Человеком ли? Жалкое ничтожество!
Когда один святой заснул на молитве, он с досады вырвал у себя веки глаз и бросил их перед собой. И там, где они упали, выросло два куста… чая. Вот почему чай такое великолепное средство от сонливости.
Так вот, этот святой был человек, но не я. Я век своих не вырывал и занялся текущими земными делами.
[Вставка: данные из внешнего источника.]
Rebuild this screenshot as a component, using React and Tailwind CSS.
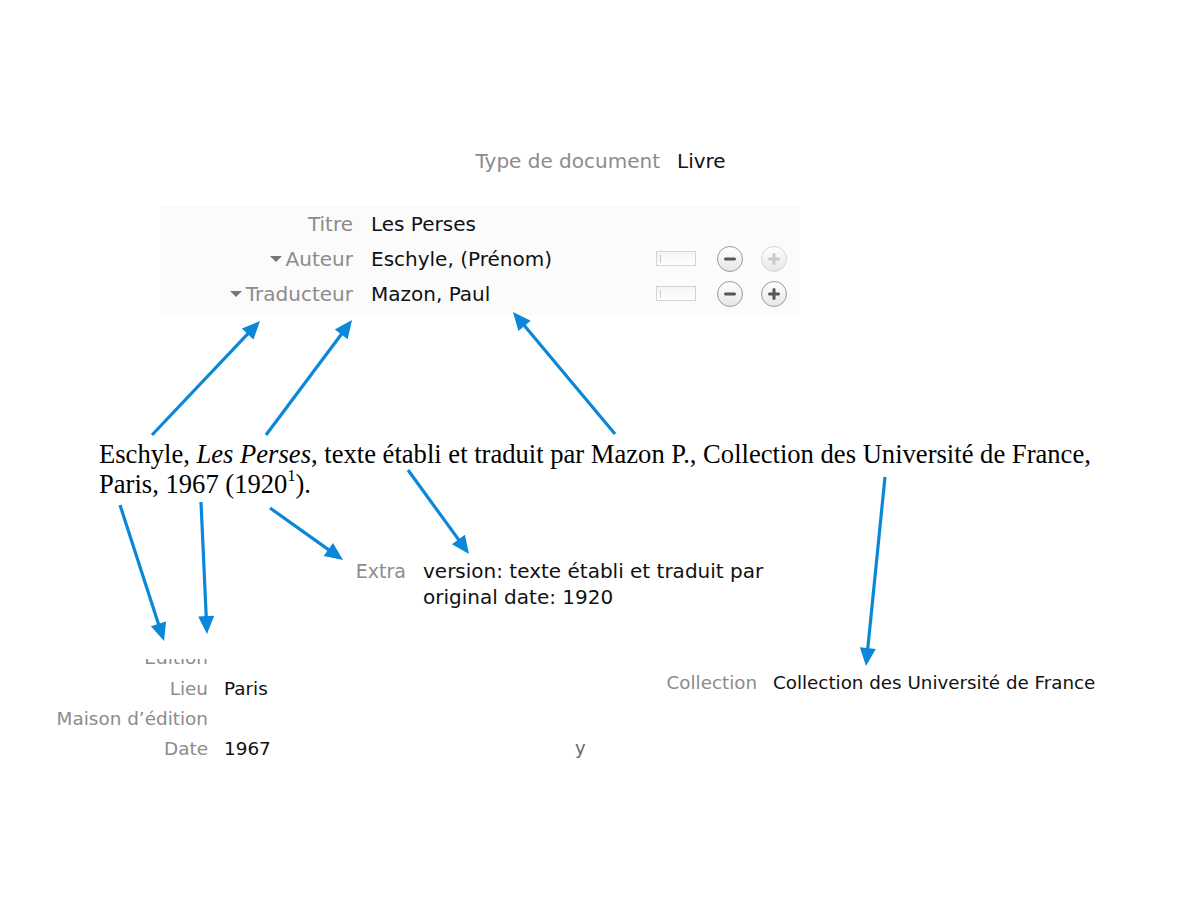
import React from "react";

const arrows = [
  [152, 435, 260, 321],
  [266, 435, 352, 320],
  [615, 434, 513, 312],
  [120, 505, 164, 641],
  [201, 502, 207, 634],
  [270, 508, 343, 560],
  [408, 470, 469, 554],
  [885, 477, 866, 666],
];

function Arrow({ a }) {
  const [x1, y1, x2, y2] = a;
  const dx = x2 - x1;
  const dy = y2 - y1;
  const len = Math.hypot(dx, dy);
  const ux = dx / len;
  const uy = dy / len;
  const L = 18;
  const W = 8;
  const bx = x2 - ux * L;
  const by = y2 - uy * L;
  const p = `${x2},${y2} ${bx + -uy * W},${by + ux * W} ${bx - -uy * W},${by - ux * W}`;
  return (
    <g>
      <line x1={x1} y1={y1} x2={x2 - ux * (L - 4)} y2={y2 - uy * (L - 4)} stroke="#0a87d9" strokeWidth="3.2" />
      <polygon points={p} fill="#0a87d9" />
    </g>
  );
}

const ui = { fontFamily: '"DejaVu Sans", "Liberation Sans", sans-serif' };

function Field() {
  return (
    <div className="w-[40px] h-[15px] border border-[#d4d4d4] bg-gradient-to-b from-[#f4f4f4] to-white flex items-center pl-[3px]">
      <div className="w-px h-[8px] bg-[#c8c8c8]" />
    </div>
  );
}

function RoundBtn({ kind, disabled }) {
  const c = disabled ? "#c9c9c9" : "#555";
  return (
    <div
      className={
        "w-[26px] h-[26px] rounded-full border flex items-center justify-center bg-gradient-to-b from-white to-[#e6e6e6] " +
        (disabled ? "border-[#d6d6d6]" : "border-[#9a9a9a]")
      }
    >
      <svg width="14" height="14" viewBox="0 0 14 14">
        <rect x="1" y="5.5" width="12" height="3" rx="1.5" fill={c} />
        {kind === "plus" && <rect x="5.5" y="1" width="3" height="12" rx="1.5" fill={c} />}
      </svg>
    </div>
  );
}

function Row({ label, value, tri, controls, plusDisabled }) {
  return (
    <div className="flex items-center h-[35px]">
      <div className="w-[193px] flex justify-end items-center text-[#8c8c8c]">
        {tri && (
          <svg width="12" height="8" viewBox="0 0 12 8" className="mr-[4px] mt-[1px]">
            <polygon points="0,1 12,1 6,7" fill="#777" />
          </svg>
        )}
        <span>{label}</span>
      </div>
      <div className="ml-[18px] w-[285px] text-[#111]">{value}</div>
      {controls && (
        <div className="flex items-center">
          <Field />
          <div className="ml-[21px]"><RoundBtn kind="minus" /></div>
          <div className="ml-[18px]"><RoundBtn kind="plus" disabled={plusDisabled} /></div>
        </div>
      )}
    </div>
  );
}

export default function App() {
  return (
    <div className="relative w-[1200px] h-[900px] bg-white overflow-hidden" style={ui}>
      {/* Type de document */}
      <div className="absolute left-[400px] top-[148px] flex items-center h-[26px] text-[20px]">
        <span className="w-[260px] text-right text-[#8c8c8c]">Type de document</span>
        <span className="ml-[17px] text-[#111]">Livre</span>
      </div>

      {/* Creators panel */}
      <div className="absolute left-[160px] top-[206px] w-[640px] h-[109px] bg-[#fbfbfb] text-[20px]">
        <Row label="Titre" value="Les Perses" />
        <Row label="Auteur" value="Eschyle, (Prénom)" tri controls plusDisabled />
        <Row label="Traducteur" value="Mazon, Paul" tri controls />
      </div>

      {/* Citation */}
      <div
        className="absolute left-[99px] top-[439px] w-[1060px] text-[26.6px] leading-[30px] text-black"
        style={{ fontFamily: '"Liberation Serif", "Times New Roman", serif' }}
      >
        <div>
          Eschyle, <i>Les Perses</i>, texte établi et traduit par Mazon P., Collection des Université de France,
        </div>
        <div>
          Paris, 1967 (1920<sup className="text-[16px] top-[-0.75em]">1</sup>).
        </div>
      </div>

      {/* Extra */}
      <div className="absolute left-[300px] top-[558px] flex text-[20px] leading-[26px]">
        <span className="w-[106px] text-right text-[#8c8c8c] text-[19px]">Extra</span>
        <div className="ml-[17px] text-[#111]">
          <div>version: texte établi et traduit par</div>
          <div>original date: 1920</div>
        </div>
      </div>

      {/* Bottom left fields */}
      <div className="absolute left-[0px] top-[659px] text-[18.4px]">
        <div className="h-[5px] overflow-hidden relative w-[208px]">
          <div className="absolute right-0 top-[-14px] leading-[26px] text-[#8c8c8c]">Édition</div>
        </div>
        <div className="mt-[10px] flex items-center h-[30px]">
          <span className="w-[208px] text-right text-[#8c8c8c]">Lieu</span>
          <span className="ml-[16px] text-[#111]">Paris</span>
        </div>
        <div className="flex items-center h-[30px]">
          <span className="w-[208px] text-right text-[#8c8c8c]">Maison d’édition</span>
        </div>
        <div className="flex items-center h-[30px]">
          <span className="w-[208px] text-right text-[#8c8c8c]">Date</span>
          <span className="ml-[16px] text-[#111]">1967</span>
        </div>
      </div>

      {/* Collection */}
      <div className="absolute left-[560px] top-[670px] flex items-center h-[26px] text-[18.3px]">
        <span className="w-[197px] text-right text-[#8c8c8c]">Collection</span>
        <span className="ml-[16px] text-[#111]">Collection des Université de France</span>
      </div>

      <div className="absolute left-[575px] top-[734px] h-[26px] flex items-center text-[18px] text-[#666]">y</div>

      {/* Arrows */}
      <svg className="absolute left-0 top-0 pointer-events-none" width="1200" height="900">
        {arrows.map((a, i) => (
          <Arrow key={i} a={a} />
        ))}
      </svg>
    </div>
  );
}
Но иногда вспоминал тех четырех, мертвых…
14. Голосов
Это было 4 июля 1915 года. У леса стояли две большие палатки, на пригорке. Одна была паша ЮЗОЗОвская, другая — дивизионного пункта, только другой дивизии, без Бушуева. Я стоял у своей палатки. Дорога уходила через лес к фронту. Грохот артиллерии был уже недалеко. Я понимал, что сейчас будет приказ смываться. И на всякий случай дал соответствующее приказание.
В это время из леса показалась подвода. Она двигалась медленно, как возят раненых. Я подумал: «Ну, придется их подхватить».
Подвода подползла к палатке, но в ней оказался только один раненый. Я заглянул, увидел офицерские погоны и очень бледное лицо. Мне показалось, что он без чувств. Но он заговорил, правда, шепотом:
— Мне надо сейчас… руку отрезать… Сейчас…. Сейчас…
Я присмотрелся к нему. И вдруг узнал. Это был Голосов. Капитан Голосов, мой ротный командир.
Я ответил отчетливо:
— Сейчас все будет сделано.
И побежал в дивизионную палатку.
Это была хорошая дивизия. Здесь дивизионный пункт работал добросовестно, и потому у нас дел было мало.
У меня был тут другой врач, не Вацлав, постарше, хороший хирург. Петербуржец или москвич. Не помню. Он интересовался только трудными операциями и конскими бегами. Его страстью, истинным призванием был тотализатор. Ему было скучно у нас, и он проводил время в дивизионном пункте. Поэтому я его нашел там.
Я сказал, что у меня офицер, который требует, чтобы ему немедленно отрезали руку.